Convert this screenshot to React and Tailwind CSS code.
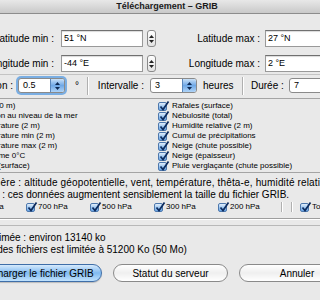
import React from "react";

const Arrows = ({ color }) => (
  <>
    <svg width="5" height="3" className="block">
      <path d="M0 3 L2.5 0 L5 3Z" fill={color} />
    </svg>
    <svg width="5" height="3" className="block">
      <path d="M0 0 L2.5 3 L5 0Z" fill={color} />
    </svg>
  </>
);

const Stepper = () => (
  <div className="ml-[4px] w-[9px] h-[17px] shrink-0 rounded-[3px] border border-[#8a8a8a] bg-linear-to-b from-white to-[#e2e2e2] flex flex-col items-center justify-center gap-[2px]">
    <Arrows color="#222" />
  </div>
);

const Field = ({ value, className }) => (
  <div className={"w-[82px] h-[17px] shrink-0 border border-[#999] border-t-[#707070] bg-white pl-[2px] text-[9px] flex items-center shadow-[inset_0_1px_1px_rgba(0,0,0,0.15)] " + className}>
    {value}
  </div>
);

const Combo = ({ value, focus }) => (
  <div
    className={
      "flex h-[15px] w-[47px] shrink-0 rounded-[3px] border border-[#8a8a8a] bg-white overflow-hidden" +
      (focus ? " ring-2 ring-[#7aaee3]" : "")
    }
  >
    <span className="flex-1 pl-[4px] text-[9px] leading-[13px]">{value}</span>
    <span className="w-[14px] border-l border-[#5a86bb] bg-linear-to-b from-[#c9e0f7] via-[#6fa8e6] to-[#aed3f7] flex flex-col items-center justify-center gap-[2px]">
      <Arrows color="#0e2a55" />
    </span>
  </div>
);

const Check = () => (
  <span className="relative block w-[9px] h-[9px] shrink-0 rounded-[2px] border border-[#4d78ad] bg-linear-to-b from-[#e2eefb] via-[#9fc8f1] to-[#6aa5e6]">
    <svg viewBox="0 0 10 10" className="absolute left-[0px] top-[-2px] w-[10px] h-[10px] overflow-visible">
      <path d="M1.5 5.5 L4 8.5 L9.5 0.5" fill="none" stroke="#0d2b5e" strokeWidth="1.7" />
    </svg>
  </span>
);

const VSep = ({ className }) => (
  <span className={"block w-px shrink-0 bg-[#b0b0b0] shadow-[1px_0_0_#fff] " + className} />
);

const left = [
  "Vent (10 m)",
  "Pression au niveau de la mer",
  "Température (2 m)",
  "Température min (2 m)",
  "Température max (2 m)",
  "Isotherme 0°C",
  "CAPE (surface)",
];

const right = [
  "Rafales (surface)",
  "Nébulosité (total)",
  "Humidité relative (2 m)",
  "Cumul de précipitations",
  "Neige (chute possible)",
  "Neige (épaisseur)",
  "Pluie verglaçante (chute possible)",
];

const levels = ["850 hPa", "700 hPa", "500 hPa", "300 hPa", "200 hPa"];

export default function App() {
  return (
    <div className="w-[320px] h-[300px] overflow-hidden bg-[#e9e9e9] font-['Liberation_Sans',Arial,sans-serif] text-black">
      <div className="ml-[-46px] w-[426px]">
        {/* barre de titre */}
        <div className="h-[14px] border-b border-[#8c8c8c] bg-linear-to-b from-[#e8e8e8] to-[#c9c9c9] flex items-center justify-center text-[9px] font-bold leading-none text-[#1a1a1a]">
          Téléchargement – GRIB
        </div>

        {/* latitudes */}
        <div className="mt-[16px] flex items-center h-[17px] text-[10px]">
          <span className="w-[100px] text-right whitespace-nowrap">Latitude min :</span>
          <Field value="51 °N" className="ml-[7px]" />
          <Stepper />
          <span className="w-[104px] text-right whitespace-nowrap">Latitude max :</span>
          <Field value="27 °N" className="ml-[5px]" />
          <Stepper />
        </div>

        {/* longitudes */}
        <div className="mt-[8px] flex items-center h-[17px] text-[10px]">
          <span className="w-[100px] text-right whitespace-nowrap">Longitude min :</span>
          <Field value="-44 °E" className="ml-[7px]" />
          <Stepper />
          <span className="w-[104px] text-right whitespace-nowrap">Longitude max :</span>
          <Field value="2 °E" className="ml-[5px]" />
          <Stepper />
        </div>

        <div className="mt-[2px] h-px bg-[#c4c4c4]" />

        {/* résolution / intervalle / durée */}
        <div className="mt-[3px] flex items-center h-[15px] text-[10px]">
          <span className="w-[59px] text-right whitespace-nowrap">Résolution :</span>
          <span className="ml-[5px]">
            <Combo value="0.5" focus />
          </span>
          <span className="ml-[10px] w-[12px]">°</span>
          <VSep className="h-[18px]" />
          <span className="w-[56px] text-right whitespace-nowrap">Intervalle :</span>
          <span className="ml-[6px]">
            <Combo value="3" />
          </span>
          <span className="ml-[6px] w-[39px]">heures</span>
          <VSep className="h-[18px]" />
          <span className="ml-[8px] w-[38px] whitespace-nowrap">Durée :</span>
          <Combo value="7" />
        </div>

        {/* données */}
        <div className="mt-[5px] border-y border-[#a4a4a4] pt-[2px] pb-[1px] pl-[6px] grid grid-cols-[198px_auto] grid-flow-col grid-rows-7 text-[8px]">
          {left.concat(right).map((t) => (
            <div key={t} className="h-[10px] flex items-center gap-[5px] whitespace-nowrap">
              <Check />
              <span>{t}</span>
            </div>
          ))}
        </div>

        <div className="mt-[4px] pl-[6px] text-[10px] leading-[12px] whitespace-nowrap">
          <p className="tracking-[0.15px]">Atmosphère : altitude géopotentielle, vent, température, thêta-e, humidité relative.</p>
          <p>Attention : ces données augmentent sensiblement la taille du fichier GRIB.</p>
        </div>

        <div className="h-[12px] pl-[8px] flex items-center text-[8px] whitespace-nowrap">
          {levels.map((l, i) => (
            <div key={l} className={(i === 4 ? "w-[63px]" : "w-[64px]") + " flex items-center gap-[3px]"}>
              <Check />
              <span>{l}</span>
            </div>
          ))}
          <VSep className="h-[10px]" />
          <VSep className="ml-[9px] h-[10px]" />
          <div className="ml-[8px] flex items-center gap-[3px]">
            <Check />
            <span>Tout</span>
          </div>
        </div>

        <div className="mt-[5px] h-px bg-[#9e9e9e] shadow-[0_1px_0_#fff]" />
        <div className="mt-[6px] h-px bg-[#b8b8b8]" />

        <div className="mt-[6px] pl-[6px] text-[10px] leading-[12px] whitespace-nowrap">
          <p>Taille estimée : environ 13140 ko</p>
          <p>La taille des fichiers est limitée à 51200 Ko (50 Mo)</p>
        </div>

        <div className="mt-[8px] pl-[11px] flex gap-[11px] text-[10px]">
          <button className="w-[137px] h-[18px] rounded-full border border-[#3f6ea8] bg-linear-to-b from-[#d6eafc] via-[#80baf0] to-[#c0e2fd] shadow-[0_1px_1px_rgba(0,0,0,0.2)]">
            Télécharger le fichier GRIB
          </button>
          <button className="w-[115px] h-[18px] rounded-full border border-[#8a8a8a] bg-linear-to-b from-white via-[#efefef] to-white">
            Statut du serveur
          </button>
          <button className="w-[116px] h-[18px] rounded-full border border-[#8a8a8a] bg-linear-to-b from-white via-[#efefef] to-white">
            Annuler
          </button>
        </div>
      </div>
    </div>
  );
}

...

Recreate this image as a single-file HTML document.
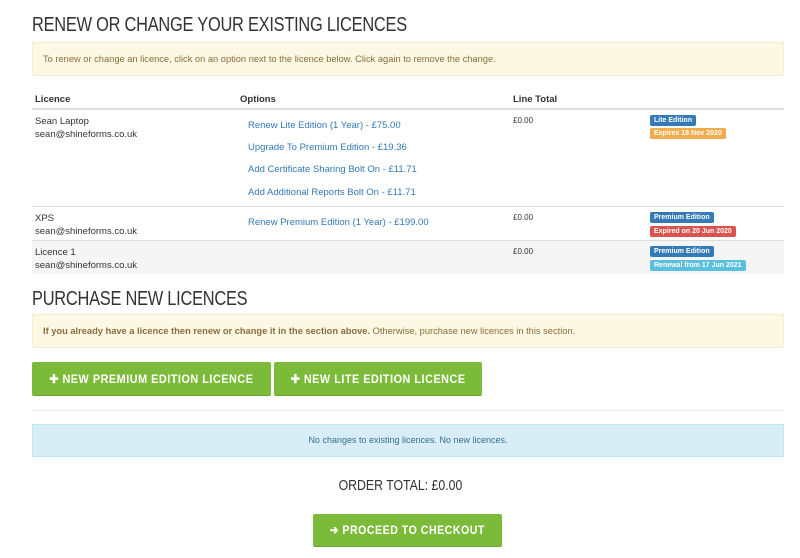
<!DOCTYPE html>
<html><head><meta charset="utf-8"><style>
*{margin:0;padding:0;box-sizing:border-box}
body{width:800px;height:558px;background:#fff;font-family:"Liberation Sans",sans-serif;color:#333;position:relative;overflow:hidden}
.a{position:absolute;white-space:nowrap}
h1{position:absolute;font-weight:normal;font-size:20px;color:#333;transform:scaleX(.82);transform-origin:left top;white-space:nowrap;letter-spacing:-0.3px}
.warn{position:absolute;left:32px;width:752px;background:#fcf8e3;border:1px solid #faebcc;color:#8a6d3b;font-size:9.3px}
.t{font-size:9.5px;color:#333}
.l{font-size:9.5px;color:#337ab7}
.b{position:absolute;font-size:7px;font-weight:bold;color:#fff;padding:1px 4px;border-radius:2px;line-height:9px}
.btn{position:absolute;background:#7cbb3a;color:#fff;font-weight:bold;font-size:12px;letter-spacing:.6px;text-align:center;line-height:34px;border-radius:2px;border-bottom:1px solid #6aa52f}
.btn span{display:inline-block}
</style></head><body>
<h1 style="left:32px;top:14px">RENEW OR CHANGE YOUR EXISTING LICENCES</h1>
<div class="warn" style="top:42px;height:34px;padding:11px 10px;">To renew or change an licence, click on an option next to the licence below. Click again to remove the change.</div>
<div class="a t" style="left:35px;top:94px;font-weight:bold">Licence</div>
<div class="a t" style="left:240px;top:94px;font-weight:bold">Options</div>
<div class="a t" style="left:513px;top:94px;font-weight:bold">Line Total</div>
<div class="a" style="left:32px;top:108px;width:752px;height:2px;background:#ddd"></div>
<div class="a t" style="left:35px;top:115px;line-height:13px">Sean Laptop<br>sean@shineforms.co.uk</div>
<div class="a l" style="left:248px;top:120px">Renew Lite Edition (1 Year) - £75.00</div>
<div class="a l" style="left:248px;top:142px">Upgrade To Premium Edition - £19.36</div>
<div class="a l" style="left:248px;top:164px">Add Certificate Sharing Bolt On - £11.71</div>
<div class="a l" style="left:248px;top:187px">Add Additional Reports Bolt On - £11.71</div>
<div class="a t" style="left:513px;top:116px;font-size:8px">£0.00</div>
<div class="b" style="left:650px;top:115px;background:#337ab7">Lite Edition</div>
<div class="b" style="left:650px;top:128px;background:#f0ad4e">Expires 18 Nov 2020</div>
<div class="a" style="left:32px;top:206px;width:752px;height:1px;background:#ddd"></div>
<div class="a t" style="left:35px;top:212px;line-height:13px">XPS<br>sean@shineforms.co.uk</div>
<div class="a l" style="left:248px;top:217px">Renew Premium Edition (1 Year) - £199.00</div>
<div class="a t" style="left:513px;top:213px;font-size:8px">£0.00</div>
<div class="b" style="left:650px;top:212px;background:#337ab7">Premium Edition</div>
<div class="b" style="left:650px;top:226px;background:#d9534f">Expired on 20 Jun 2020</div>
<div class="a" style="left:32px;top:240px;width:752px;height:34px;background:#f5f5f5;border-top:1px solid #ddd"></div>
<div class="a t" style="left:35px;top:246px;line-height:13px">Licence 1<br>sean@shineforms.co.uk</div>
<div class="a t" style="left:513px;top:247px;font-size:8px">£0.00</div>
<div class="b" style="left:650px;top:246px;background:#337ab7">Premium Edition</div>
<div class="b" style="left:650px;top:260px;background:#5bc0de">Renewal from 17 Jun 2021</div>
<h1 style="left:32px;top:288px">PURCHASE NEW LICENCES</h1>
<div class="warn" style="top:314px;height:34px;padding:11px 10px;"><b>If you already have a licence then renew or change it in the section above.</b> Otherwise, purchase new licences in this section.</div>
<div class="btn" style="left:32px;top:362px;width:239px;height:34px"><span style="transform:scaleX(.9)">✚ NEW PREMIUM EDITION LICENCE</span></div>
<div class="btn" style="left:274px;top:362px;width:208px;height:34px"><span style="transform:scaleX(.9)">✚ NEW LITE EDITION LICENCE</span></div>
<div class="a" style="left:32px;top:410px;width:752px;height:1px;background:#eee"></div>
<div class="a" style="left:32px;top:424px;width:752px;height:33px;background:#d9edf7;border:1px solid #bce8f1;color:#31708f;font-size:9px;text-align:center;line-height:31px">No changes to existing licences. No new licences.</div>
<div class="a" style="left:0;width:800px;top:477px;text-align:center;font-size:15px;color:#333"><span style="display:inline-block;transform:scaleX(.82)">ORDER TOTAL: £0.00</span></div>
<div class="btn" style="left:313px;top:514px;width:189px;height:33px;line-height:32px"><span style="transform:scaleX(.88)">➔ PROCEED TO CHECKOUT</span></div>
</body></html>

**Task requirements:**
Identify the lines of the data that contain the word "this". Copy each of them.

**Solved exercise:**
Convert this screenshot to React and Tailwind CSS code.
Recreate this image as a single-file HTML document.
<div class="warn" style="top:314px;height:34px;padding:11px 10px;"><b>If you already have a licence then renew or change it in the section above.</b> Otherwise, purchase new licences in this section.</div>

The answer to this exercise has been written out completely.